The architect, J. J. Brennan, was undoubtedly inspired by Michael Scott’s successful International Style Áras Mhic Dhiarmada – better known as Busáras; the Dublin bus terminal and administrative offices of Coras Iompair Éireann (CIE). Busáras, described as “Ireland’s first contemporary structure of significance”, opened 9 October 1953 to international attention and acclaim, and Michael Scott was lauded in the press “for completing Dublin’s first contemporary office block before London had even started to build one”.
Transport House appears as two conjoined blocks; one, five stories in height, and the other, seven; clad, for the most part, in green glazed tiles; supported at each end by pilotis. The freestanding column shafts are wrapped in black glazed tiles and the bases have a mosaic finish. The building features raised lettering; a concrete canopy, cantilevered over the main entrance; and, most strikingly, a five-storey high tiled mural, set in a concave wall. The mural is reminiscent of the heroic iconography of the Soviet Constructivists (which was widely seen in London at the 1951 Festival of Britain) and depicts the industries of Northern Ireland; a plane, cranes, a ship, and a factory, and, at its base, the united proletariat – a phalanx of uniformed workers – without whom, all industry would grind to a halt.

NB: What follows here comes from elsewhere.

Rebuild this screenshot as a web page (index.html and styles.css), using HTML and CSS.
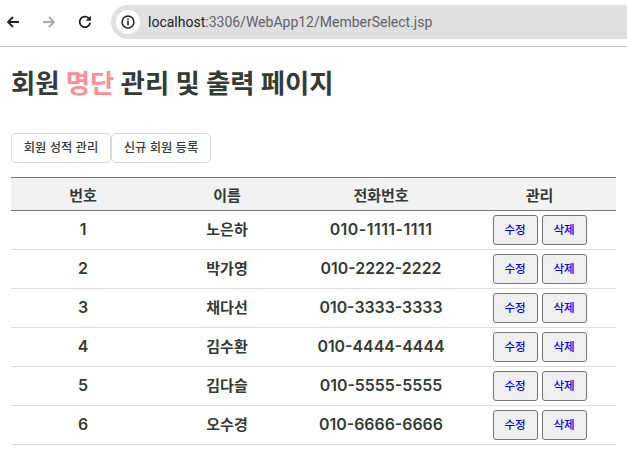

The International Style building has tremendous nostalgic value; it is evocative of Sputnik, Castro, extra-soapy ‘Rinso’, Elvis and Eisenhower. The building contrasts with the stolid expressions of weight and mass that defines Belfast’s predominantly Victorian architecture. One of the city’s best known landmarks, the empire-inspired, Victorian Albert Clock, grave and authoritative, just across the street from Transport House, leans away from the progressive trade union building; the architecture of each, more pronounced by the juxtaposition; their stylistic elements, more conspicuous – as is the concomitant clash of ideologies.
In 1959, as AT&GWU staff unpacked their boxes, the latest craze from America was being manufactured in Britain – a Hula Hoop could be bought for only 6s 6d; Harold Macmillan was telling the electorate ‘You have never had it so good’; and the film I’m All Right, Jack, with Peter Sellers, was released. The film, parodying trade union readiness to ‘down tools’, signalled the emergent public perception that there was an existent ‘strike culture’. Transport House, built before the ensuing Thatcher years, at trade unionism’s apogee, may be said to embody the salad days of the AT&GWU.